Problem to work on: Retype only what runs from the first line of the listing to the line holding "const sunken = 'border-t-2", both included. Do not retype the pictures.

Recorded data:
┄┄┄┄┄┄
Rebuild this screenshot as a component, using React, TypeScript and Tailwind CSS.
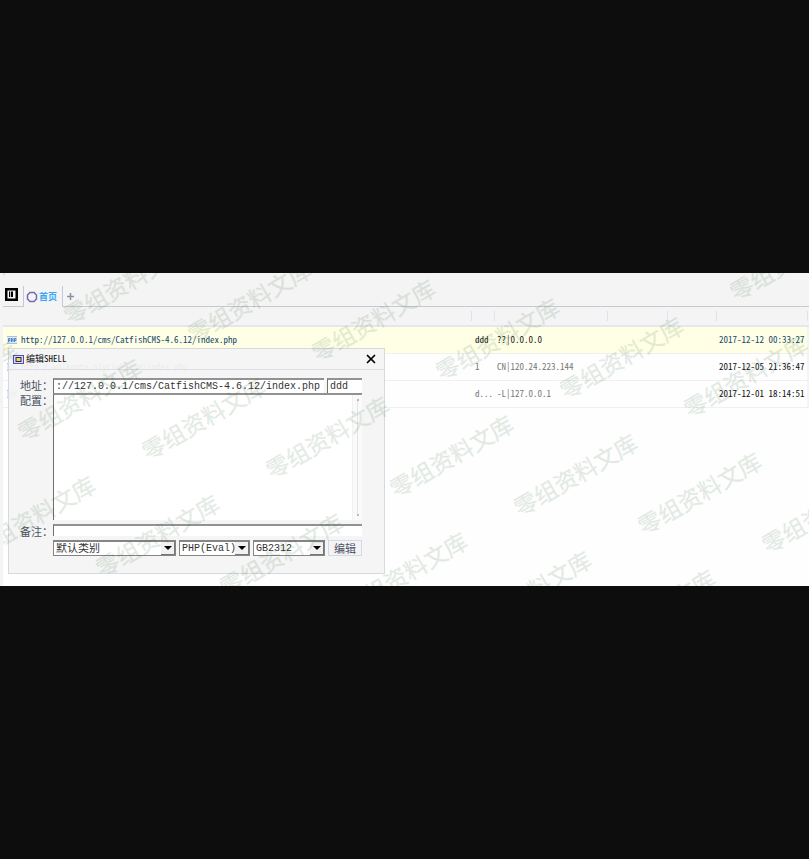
import { X } from 'lucide-react';

type Shell = {
  url: string;
  note: string;
  ip: string;
  time: string;
  active?: boolean;
};

const shells: Shell[] = [
  { url: 'http://127.0.0.1/cms/CatfishCMS-4.6.12/index.php', note: 'ddd', ip: '??|0.0.0.0', time: '2017-12-12 00:33:27', active: true },
  { url: 'http://walknote.hlyclub.com/index.php', note: '1', ip: 'CN|120.24.223.144', time: '2017-12-05 21:36:47' },
  { url: '', note: 'd...', ip: '-L|127.0.0.1', time: '2017-12-01 18:14:51' },
];

const small = "font-['Noto_Sans_Mono_CJK_SC','Noto_Sans_CJK_SC',monospace] text-[9px] leading-3";
const field = "font-['Liberation_Mono','Noto_Sans_CJK_SC',monospace] text-[#333]";
const sunken = 'border-t-2 border-l border-t-[#929292] border-l-[#707070] bg-white';

function Watermark() {
  const marks: { x: number; y: number }[] = [];
  for (let j = -3; j <= 2; j++) {
    for (let i = -7; i <= 5; i++) {
      const x = 572 + 124 * i - 46 * j;
      const y = 201 + 18.7 * i + 117 * j;
      if (x > -50 && x < 850 && y > -30 && y < 340) marks.push({ x, y });
    }
  }
  return (
    <svg className="pointer-events-none absolute inset-0 z-20 h-full w-full overflow-hidden" aria-hidden="true">
      {marks.map((m, k) => (
        <text
          key={k}
          transform={`translate(${m.x} ${m.y}) rotate(-30)`}
          textAnchor="middle"
          dominantBaseline="central"
          className="fill-[#1e5a28] stroke-[#1e5a28] stroke-[0.3px] font-['Noto_Sans_CJK_SC',sans-serif] text-[23px] opacity-12"
        >
          零组资料文库
        </text>
      ))}
    </svg>
  );
}

function Picker({ label, value, width, text }: { label: string; value: string; width: string; text: string }) {
  return (
    <span className={`relative block h-4 ${width}`}>
      <select
        aria-label={label}
        className={`block h-4 w-full appearance-none border border-t-2 border-[#858585] bg-white pl-0.5 leading-3 ${field} ${text}`}
      >
        <option>{value}</option>
      </select>
      <span className="pointer-events-none absolute top-0.5 right-px flex h-[13px] w-[14px] items-center justify-center border-r border-b border-[#777] bg-[#f1f1f1]">
        <svg viewBox="0 0 8 4" className="h-1 w-2">
          <path d="M0 0h8L4 4z" fill="#000" />
        </svg>
      </span>
    </span>
  );
}

function EditDialog() {
  return (
    <div
      role="dialog"
      aria-label="编辑SHELL"
      className="absolute top-[75px] left-[5px] z-10 w-[377px] border border-[#d6d8e2] bg-[#f4f4f4]/95 pb-[17px]"
    >
      <div className="flex h-[21px] items-center border-b border-[#dcdee6] pr-1.5 pl-1">
        <svg viewBox="0 0 11 9" className="h-[9px] w-[11px]">
          <rect x=".5" y=".5" width="10" height="8" fill="#dcdcf6" stroke="#5050b0" />
          <rect x="3" y="2.5" width="5" height="4" fill="#f5dc28" stroke="#22228c" />
        </svg>
        <h2 className={`ml-0.5 flex-1 text-[#111] ${small}`}>编辑SHELL</h2>
        <button aria-label="关闭" className="text-black">
          <X size={14} strokeWidth={3} />
        </button>
      </div>
      <form className="grid grid-cols-[33px_1fr] pt-2 pr-[22px] pl-[11px] font-['Noto_Sans_CJK_SC',sans-serif] text-[11px] leading-[15px] text-[#4a5262]">
        <label htmlFor="address">地址：</label>
        <div className="flex h-[15px] gap-[3px]">
          <input id="address" defaultValue="://127.0.0.1/cms/CatfishCMS-4.6.12/index.php" className={`min-w-0 flex-1 rounded-none pl-0.5 text-[10px] ${sunken} ${field}`} />
          <input aria-label="密码" defaultValue="ddd" className={`w-[35px] rounded-none pl-0.5 text-[10px] ${sunken} ${field}`} />
        </div>
        <label htmlFor="config">配置：</label>
        <div className="relative">
          <textarea id="config" className={`block h-[127px] w-full resize-none text-[10px] ${sunken} ${field}`} />
          <span className="absolute top-0.5 right-0 bottom-0 flex w-[10px] flex-col items-center justify-between border-l border-[#f2f2f2] bg-[#fafafa] py-1">
            <span className="size-0.5 bg-[#bbb]" />
            <span className="w-px flex-1 bg-[#e4e4e4]" />
            <span className="size-0.5 bg-[#bbb]" />
          </span>
        </div>
        <label htmlFor="remark" className="mt-1">备注：</label>
        <input id="remark" className={`mt-1 h-3 rounded-none text-[10px] ${sunken} ${field}`} />
        <div className="col-start-2 flex gap-[3px] pt-px">
          <Picker label="类别" value="默认类别" width="w-[123px]" text="text-[11px]" />
          <Picker label="脚本类型" value="PHP(Eval)" width="w-[71px]" text="text-[10px]" />
          <Picker label="编码" value="GB2312" width="w-[72px]" text="text-[10px]" />
          <button type="button" className="h-4 flex-1 border border-[#d6d8e2] bg-[#f4f4f6] leading-[14px]">编辑</button>
        </div>
      </form>
    </div>
  );
}

export default function App() {
  return (
    <div className="flex min-h-screen flex-col justify-center bg-[#0d0d0d]">
      <main className="relative min-h-[313px] overflow-hidden border-l-3 border-[#f4f4f4] bg-[#fefefe]">
        <nav className="flex h-[34px] items-end bg-[#f4f4f4]">
          <div className="flex h-[21px] w-[21px] items-center border-r border-b border-[#c6c8d8] pl-0.5">
            <svg viewBox="0 0 13 13" className="-mt-1 size-[13px]">
              <path d="M0 0h13v13H0z" fill="#000" />
              <path d="M2.5 2.5h8v8h-8z" fill="#f4f4f4" />
              <path d="M4 3.5h1v5.5H4zM5.8 3.5H8V9H5.8z" fill="#000" />
            </svg>
          </div>
          <button className={`flex h-[21px] w-[39px] items-center gap-px border-r border-[#c6c8d8] pl-0.5 font-bold text-[#38a8f4] ${small}`}>
            <svg viewBox="0 0 12 12" className="size-3 shrink-0">
              <path d="M4 1.5h4L10.5 4v4L8 10.5H4L1.5 8V4z" fill="#f4f4f4" stroke="#7468b8" strokeWidth="1.5" />
            </svg>
            首页
          </button>
          <div className="flex h-[21px] flex-1 items-center border-b border-[#c6c8d2] pl-1">
            <button aria-label="新建" className="text-[#8493a0]">
              <svg viewBox="0 0 7 7" className="size-[7px]">
                <path d="M3.5 0v7M0 3.5h7" stroke="currentColor" strokeWidth="1.5" />
              </svg>
            </button>
          </div>
        </nav>
        <table className={`w-full table-fixed border-collapse ${small}`}>
          <colgroup>
            <col />
            <col className="w-[23px]" />
            <col className="w-[113px]" />
            <col className="w-[60px]" />
            <col className="w-[49px]" />
            <col className="w-[91px]" />
            <col className="w-[2px]" />
          </colgroup>
          <thead>
            <tr className="h-[19px] border-b-2 border-[#e6e7eb] bg-[#f4f4f4]">
              {[0, 1, 2, 3, 4, 5, 6].map((c) => (
                <th key={c} className="p-0">
                  {c > 0 && <span className="block h-[10px] w-px bg-[#e2e3e8]" />}
                </th>
              ))}
            </tr>
          </thead>
          <tbody>
            {shells.map((s) => (
              <tr key={s.time} className={`h-[27px] border-b border-[#f0f0f2] whitespace-nowrap ${s.active ? 'bg-[#ffffe6] text-[#222]' : 'text-[#777]'}`}>
                <td className="p-0 pl-1">
                  <a href="#shell" className={`flex items-center gap-1 ${s.active ? 'text-[#17496f]' : 'text-[#333]'}`}>
                    <svg viewBox="0 0 10 8" className="h-2 w-[10px]">
                      <path d="M0 0h10v8H0z" fill="#dfeafa" />
                      <path d="M0 .5h10M0 7.5h10" stroke="#a3c2ea" />
                      <path d="M1.5 6V2.5h1.5v2H1.5M4.5 2v4M6 2v4M4.5 4H6M7.5 6V2.5H9v2H7.5" fill="none" stroke="#3a6fae" strokeWidth=".8" />
                    </svg>
                    {s.url}
                  </a>
                </td>
                <td className="p-0 pl-1">{s.note}</td>
                <td className="p-0 pl-[3px]">{s.ip}</td>
                <td className="p-0" />
                <td className="p-0" />
                <td className={`p-0 pl-[3px] ${s.active ? 'text-[#17496f]' : 'text-[#111]'}`}>{s.time}</td>
                <td className="bg-[#f4f4f4] p-0" />
              </tr>
            ))}
          </tbody>
        </table>
        <EditDialog />
        <Watermark />
      </main>
    </div>
  );
}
┄┄┄┄┄┄
Answer to this problem:
Rebuild this screenshot as a component, using React, TypeScript and Tailwind CSS.
import { X } from 'lucide-react';

type Shell = {
  url: string;
  note: string;
  ip: string;
  time: string;
  active?: boolean;
};

const shells: Shell[] = [
  { url: 'http://127.0.0.1/cms/CatfishCMS-4.6.12/index.php', note: 'ddd', ip: '??|0.0.0.0', time: '2017-12-12 00:33:27', active: true },
  { url: 'http://walknote.hlyclub.com/index.php', note: '1', ip: 'CN|120.24.223.144', time: '2017-12-05 21:36:47' },
  { url: '', note: 'd...', ip: '-L|127.0.0.1', time: '2017-12-01 18:14:51' },
];

const small = "font-['Noto_Sans_Mono_CJK_SC','Noto_Sans_CJK_SC',monospace] text-[9px] leading-3";
const field = "font-['Liberation_Mono','Noto_Sans_CJK_SC',monospace] text-[#333]";
const sunken = 'border-t-2 border-l border-t-[#929292] border-l-[#707070] bg-white';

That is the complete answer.